I had some interesting discussions recently with a number of former Agritex staff and resettlement farmers about what they thought of the service today, and what they thought about its future, particularly in the post land reform era. They reminisced about the past of course, and acknowledged how effective Agritex had been, but they were also sanguine about the future. What do the 'new farmers' really need?

The discussion identified three important things: information (and particularly up to the minute market and price data), brokering (between farmers and contractors, suppliers, markets and service providers, to ensure that deals struck are fair and regulated) and business management skills (they were confident about agronomy, but not running a business, even a small one: managing accounts, cash flows, investments and the rest). This is a very far cry from the standard Agritex approach, based as it was on the old World Bank Training and Visit system, and of course with its roots in the colonial era with the post of 'Chief Instructor of Natives' held by the famous American missionary, E.D. Alvord for many years. Today the emphasis should be very different, my informants suggested.

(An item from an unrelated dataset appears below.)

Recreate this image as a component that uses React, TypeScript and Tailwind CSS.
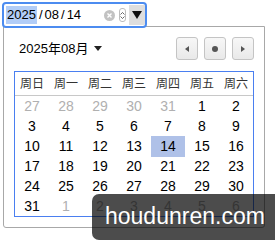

This would require a total rethink of Agritex, and agricultural extension in general. Indeed a department in the Ministry of Agriculture may not be the appropriate organisational vehicle at all. My informants pointed out that the new farmers, compared to their compatriots in the communal lands, were younger, better educated, more mobile, and with good access to town. They all had mobile phones, and many had smartphones with Internet access. Many were making money, and had investment, marketing and business planning decisions to make, often juggling an agricultural enterprise with other activities. Many women were independent operators, or took on particular roles within a more complex business than the standard communal area farm.

Of course not all resettlement farms are like this, just as not all communal area farms are classic family smallholder farms focused on subsistence agriculture with some off-farm activities. There is a huge diversity, and tailoring approaches to extension and development more generally to different groups is essential. In our study in Masvingo we identified 15 different livelihood strategies across the sample of 400 households in 16 sites that we clustered into four broad types. In a recent DFID-funded initiative three categories are identified that roughly chime with our livelihood types: market oriented surplus producers, smallholders who are surviving and are in need of livelihood support, and those who are struggling and in need of social protection.

Our discussion focused on the first, and some of the second, group. But this is a big and growing proportion of the new farming population, and the one that is really going to get agriculture moving. While social welfare approaches are clearly necessary, if there are to be long-term transitions out of poverty and onto growth paths that are sustainable backing those who are engaging with markets, developing their farms, and investing should be a priority. And supporting such people with the type of service that meets their needs I would argue is a useful public service. Some of it of course could be paid for in time, but as a strategic government investment it could easily be justified.

The new DFID programme is being implemented by FAO, and appears to be focused on 'training' focused on building ‘resilience’ through ‘climate smart agriculture’, with a range of high-sounding objectives set. But is this going to be old-style training, rekindling the glory days of 1980s Agritex (although in this case implemented by NGOs) and focused on instruction and demonstration around farming techniques (including conservation agriculture)? Or will it be building capacity around the priorities of information, brokering and business that we identified? There has been a repeated default in new programming by aid agencies as well as government to return to the past, and not rethink for the future. This is $48 million of UK taxpayers’ money, so let's hope it is better focused than previous efforts, and helps to rebuild an agricultural research and extension capacity in Zimbabwe that is fit for its new purposes.